I think I may have narrowed the possible cause of this to two things:
the CDI ignition box for the engine might be causing some electrical interference. The compass wandered 70 degrees just before the EKF blowout.
the proximity of the tailpipe on the muffler might be causing some low frequency vibration (sound waves) that’s not being logged but is affecting the primary IMU.
I can’t explain why it flies fine on the older firmware. But going thru some old logs shows that this unit has had some IMU aliasing in the past as well. And occasional compass issues, mostly when the engine is operating at 100% power output. Since the EKF1 in the older firmware doesn’t have “lane changing” it never actually “blew up” like it did with EKF2. But the telltale signs of a potential problem are still there.
Also, you should recalibrate compasses when jumping between those firmware versions.
I think levelling too…
Have you checked compass health?
I often have compass acting funny and mess up EKF (HERE GPS)
The compass reading will simply go off by ~100° and back to normal the other day. When this happens, EKF primary change occur several times in flight.
I did recalibrate the compass and the accelerometers. I had some issues calibrating the compass but I think the compass wandering by 70 degrees is what caused it.
The IMU aliasing seems to come and go. The Pixhawk is on the side of the frame and the engine is underneath and forward so the CDI box is about 10cm from the Pixhawk. And the exhaust tailpipe is about 12 cm away on the other side of the helicopter. It has a chainsaw engine in it. After thinking about it I don’t think the CDI box is causing compass intererence because the compass is a long ways away from the CDI. But I think vibration from the engine exhaust also affected the compass. Those chips are sensitive to vibration too.

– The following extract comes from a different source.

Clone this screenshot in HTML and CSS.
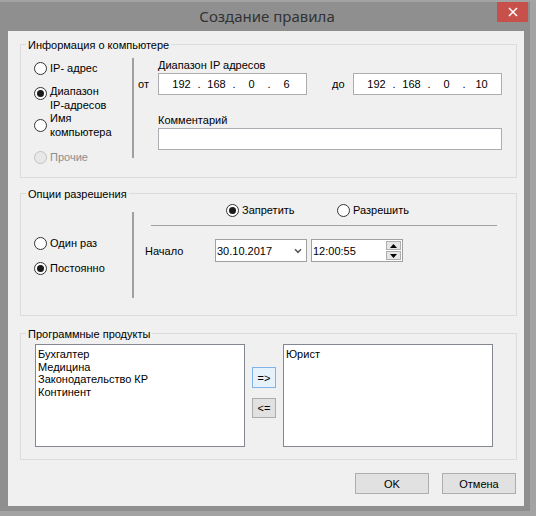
FILE: index.html
```
<!DOCTYPE html>
<html lang="ru">
<head>
<meta charset="utf-8">
<title>Создание правила</title>
<link rel="stylesheet" href="styles.css">
</head>
<body>
<div class="window">
  <div class="titlebar">
    <div class="title">Создание правила</div>
    <div class="close"><svg width="10" height="10" viewBox="0 0 10 10"><path d="M1 1L9 9M9 1L1 9" stroke="#fff" stroke-width="1.5" fill="none"/></svg></div>
  </div>
  <div class="content">
    <div class="group g1">
      <div class="group-title">Информация о компьютере</div>
      <div class="group-body">
        <div class="radio-col rc1">
          <div class="radio"><span class="dot"></span><span class="lbl">IP- адрес</span></div>
          <div class="radio r-range checked"><span class="dot"></span><span class="lbl">Диапазон<br>IP-адресов</span></div>
          <div class="radio r-name"><span class="dot"></span><span class="lbl">Имя<br>компьютера</span></div>
          <div class="radio r-other disabled"><span class="dot"></span><span class="lbl">Прочие</span></div>
        </div>
        <div class="vsep vs1"></div>
        <div class="right r1">
          <div class="field-label">Диапазон IP адресов</div>
          <div class="ip-row">
            <span class="pre">от</span>
            <div class="ipbox"><span>192</span><span>.</span><span>168</span><span>.</span><span>0</span><span>.</span><span>6</span></div>
            <span class="pre2">до</span>
            <div class="ipbox"><span>192</span><span>.</span><span>168</span><span>.</span><span>0</span><span>.</span><span>10</span></div>
          </div>
          <div class="field-label lbl2">Комментарий</div>
          <div class="textbox"></div>
        </div>
      </div>
    </div>

    <div class="group g2">
      <div class="group-title">Опции разрешения</div>
      <div class="group-body">
        <div class="radio-col rc2">
          <div class="radio"><span class="dot"></span><span class="lbl">Один раз</span></div>
          <div class="radio checked"><span class="dot"></span><span class="lbl">Постоянно</span></div>
        </div>
        <div class="vsep vs2"></div>
        <div class="right r2">
          <div class="choice-row">
            <div class="radio checked"><span class="dot"></span><span class="lbl">Запретить</span></div>
            <div class="radio"><span class="dot"></span><span class="lbl">Разрешить</span></div>
          </div>
          <div class="hline"></div>
          <div class="start-row">
            <span class="start-label">Начало</span>
            <div class="combo">
              <span>30.10.2017</span>
              <svg class="chev" width="8" height="6" viewBox="0 0 8 6"><path d="M1 1.2L4 4.4L7 1.2" stroke="#5a5a5a" stroke-width="1.6" fill="none"/></svg>
            </div>
            <div class="timebox">
              <span>12:00:55</span>
              <div class="spin">
                <div class="spin-btn"><svg width="7" height="4" viewBox="0 0 7 4"><path d="M0 4L3.5 0L7 4Z" fill="#000"/></svg></div>
                <div class="spin-btn"><svg width="7" height="4" viewBox="0 0 7 4"><path d="M0 0L3.5 4L7 0Z" fill="#000"/></svg></div>
              </div>
            </div>
          </div>
        </div>
      </div>
    </div>

    <div class="group g3">
      <div class="group-title">Программные продукты</div>
      <div class="group-body">
        <div class="listbox">
          <div>Бухгалтер</div>
          <div>Медицина</div>
          <div>Законодательство КР</div>
          <div>Континент</div>
        </div>
        <div class="arrows">
          <div class="arrow-btn active">=&gt;</div>
          <div class="arrow-btn">&lt;=</div>
        </div>
        <div class="listbox">
          <div>Юрист</div>
        </div>
      </div>
    </div>

    <div class="buttons">
      <div class="btn">OK</div>
      <div class="btn">Отмена</div>
    </div>
  </div>
</div>
</body>
</html>
```
FILE: styles.css
```
* { box-sizing: border-box; }
html, body { margin: 0; padding: 0; }
body {
  width: 536px;
  height: 516px;
  overflow: hidden;
  background: #a3a3a3;
  font-family: "Liberation Sans", Arial, sans-serif;
  font-size: 11px;
  color: #000;
}
.window {
  margin-top: 2px;
  width: 530px;
  height: 509px;
  background: #8f8f8f;
  display: flex;
  flex-direction: column;
}
.titlebar {
  height: 29px;
  flex: none;
  display: grid;
  grid-template-columns: 1fr auto 1fr;
}
.title {
  grid-column: 2;
  font-family: "Noto Sans", "Open Sans", sans-serif;
  font-size: 15px;
  line-height: 29px;
  color: #333;
  padding-left: 4px;
}
.close {
  grid-column: 3;
  justify-self: end;
  width: 31px;
  height: 20px;
  margin-right: 2px;
  background: #c7504b;
  display: flex;
  align-items: center;
  justify-content: center;
}
.content {
  flex: 1;
  margin: 0 6px 5px 8px;
  background: #f0f0f0;
  padding: 0 7px 0 12px;
  display: flex;
  flex-direction: column;
}
.group { border: 1px solid #dcdcdc; flex: none; }
.g1 { margin-top: 13px; }
.g2 { margin-top: 15px; }
.g3 { margin-top: 17px; }
.group-title {
  width: fit-content;
  margin: -7px 0 -7px 5px;
  padding: 0 2px;
  height: 14px;
  line-height: 14px;
  background: #f0f0f0;
}
.group-body { display: flex; }
.g1 .group-body { height: 132px; }
.g2 .group-body { height: 121px; }
.g3 .group-body { height: 125px; }

.radio-col {
  width: 111px;
  flex: none;
  padding-left: 13px;
  display: flex;
  flex-direction: column;
}
.rc1 { padding-top: 16px; }
.rc2 { padding-top: 42px; }
.rc2 .radio + .radio { margin-top: 11px; }
.radio { display: flex; align-items: center; line-height: 14px; }
.radio .lbl { margin-left: 3px; }
.dot {
  flex: none;
  width: 13px;
  height: 13px;
  border-radius: 50%;
  border: 1px solid #333;
  background: #fff;
  display: flex;
  align-items: center;
  justify-content: center;
}
.checked .dot::after {
  content: "";
  width: 7px;
  height: 7px;
  border-radius: 50%;
  background: #1a1a1a;
}
.r-range { margin-top: 9px; align-items: flex-start; }
.r-range .dot { margin-top: 3px; }
.r-name { margin-top: -1px; }
.r-other { margin-top: 11px; color: #8d8d8d; }
.disabled .dot { border-color: #c2c2c2; background: #e8e8e8; }

.vsep { width: 2px; flex: none; background: #a0a0a0; }
.vs1 { margin-top: 13px; height: 100px; }
.vs2 { margin-top: 18px; height: 86px; }

.right { flex: 1; display: flex; flex-direction: column; }
.r1 { padding-top: 13px; }
.field-label { margin-left: 24px; line-height: 14px; }
.lbl2 { margin-top: 18px; }
.ip-row { margin-top: 1px; display: flex; align-items: center; height: 22px; }
.pre { width: 24px; padding-left: 4px; }
.pre2 { width: 21px; margin-left: 25px; }
.ipbox {
  width: 149px;
  height: 22px;
  border: 1px solid #abadb3;
  background: #fff;
  display: grid;
  grid-template-columns: 27px 8px 27px 8px 27px 8px 27px;
  padding-left: 9px;
  align-items: center;
  text-align: center;
}
.textbox {
  margin: 1px 0 0 24px;
  width: 344px;
  height: 22px;
  border: 1px solid #abadb3;
  background: #fff;
}

.r2 { padding-top: 9px; }
.choice-row { display: flex; margin-left: 92px; }
.choice-row .radio:first-child { width: 111px; }
.hline { margin: 8px 0 0 17px; width: 346px; height: 1px; background: #a0a0a0; }
.start-row { margin-top: 13px; display: flex; align-items: center; height: 23px; }
.start-label { width: 81px; padding-left: 11px; }
.combo, .timebox {
  width: 92px;
  height: 23px;
  border: 1px solid #a0a0a0;
  background: #fff;
  display: flex;
  align-items: center;
  padding-left: 1px;
}
.timebox { margin-left: 4px; padding-left: 1px; }
.chev { margin-left: auto; margin-right: 4px; }
.spin {
  margin-left: auto;
  margin-right: 1px;
  width: 15px;
  height: 19px;
  display: flex;
  flex-direction: column;
  gap: 1px;
}
.spin-btn {
  flex: 1;
  border: 1px solid #adadad;
  background: #e6e6e6;
  display: flex;
  align-items: center;
  justify-content: center;
}

.g3 .group-body { padding: 10px 0 0 14px; gap: 7px; align-items: flex-start; }
.listbox {
  flex: none;
  width: 210px;
  height: 103px;
  border: 1px solid #828790;
  background: #fff;
  padding: 3px 0 0 2px;
  line-height: 12.7px;
}
.arrows { width: 24px; flex: none; display: flex; flex-direction: column; }
.arrow-btn {
  height: 21px;
  margin-top: 23px;
  border: 1px solid #adadad;
  background: #e1e1e1;
  display: flex;
  align-items: center;
  justify-content: center;
}
.arrow-btn.active { background: #e5f1fb; border-color: #7eb4ea; }
.arrow-btn + .arrow-btn { margin-top: 10px; height: 20px; }

.buttons {
  display: flex;
  justify-content: flex-end;
  gap: 13px;
  margin-top: 13px;
  padding-right: 1px;
}
.btn {
  width: 74px;
  height: 21px;
  border: 1px solid #adadad;
  background: #e1e1e1;
  display: flex;
  align-items: center;
  justify-content: center;
}
```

So I’ve pretty much concluded that I need to rework the exhaust system and engine mount. And make a vibration isolating mount for the compass/GPS. It is very loud - it has a custom made tuned pipe on it with a baffle and stinger like an expansion chamber. Which seemed like a good idea at the time, but I should probably put the stock chainsaw muffler back on it, which is quieter and doesn’t have the sharp “bark” type exhaust note.
Ok, as a solution to this problem, I found the compass chip had been damaged. I ran the helicopter this morning in a tie-down at full power and in-flight collective pitch where I could observe it up close. The GPS/compass module was vibrating on its mount like a tuning fork. It had been running that way for awhile and the chip is no good. I replaced it and now it’s fine, although I have to make a better mount for it.
The GPS receiver seems to have survived fine.
I think the reason it worked with the older firmware is because maybe the newer firmware has better checks for the compass and it rejected errors from it sooner. I definitely got better offset values on the compass cal with a new chip in the GPS unit and the heading now holds dead-on after calibration.
I’m also going to change the exhaust system as I think that’s causing some issues with the IMU’s.
Could my compass got damaged as well? Any way to check?
It did experienced vibration but I don’t think it’s that much but it acted up randomly so I better check.
Pitt, look at the x, y, z outputs of the chip and what offsets are being used to calibrate. It’s a dead giveaway if it has wandered. Those mag chips can be damaged by coming in contact with a magnetic screwdriver, but they’re usually pretty tough. However, evidently they can’t take continuous vibration.
Update: after replacing the compass module, making a better rubber isolated mount for it and reverting to the stock muffler, the problems this heli had are totally solved. Test flew it this morning, early, in auto at 20m/s on a one hour flight (the last half hour in light rain) and it performed flawlessly.
So I learned something new related to vibration issues and the mag chip. Rather than having the GPS/compass on the tail boom I now have it mounted off the side frame where the mount can use the mass in the heli frame for damping. And it’s further vibe damped with a rubber mount that I stole out of a Honda weed whipper on the bracket and the module mounted to a 3/16" thick aluminum plate.
I was going to fly it on another 1/2 hour flight with a dummy 3kg payload @ 45mph to test for stability in fast turns with the 3.5.3 software (it had been flying 3.3.3-based software). But the rope broke on the recoil starter and it started raining harder, so I stopped flight testing it. I’m satisfied that it’s fixed.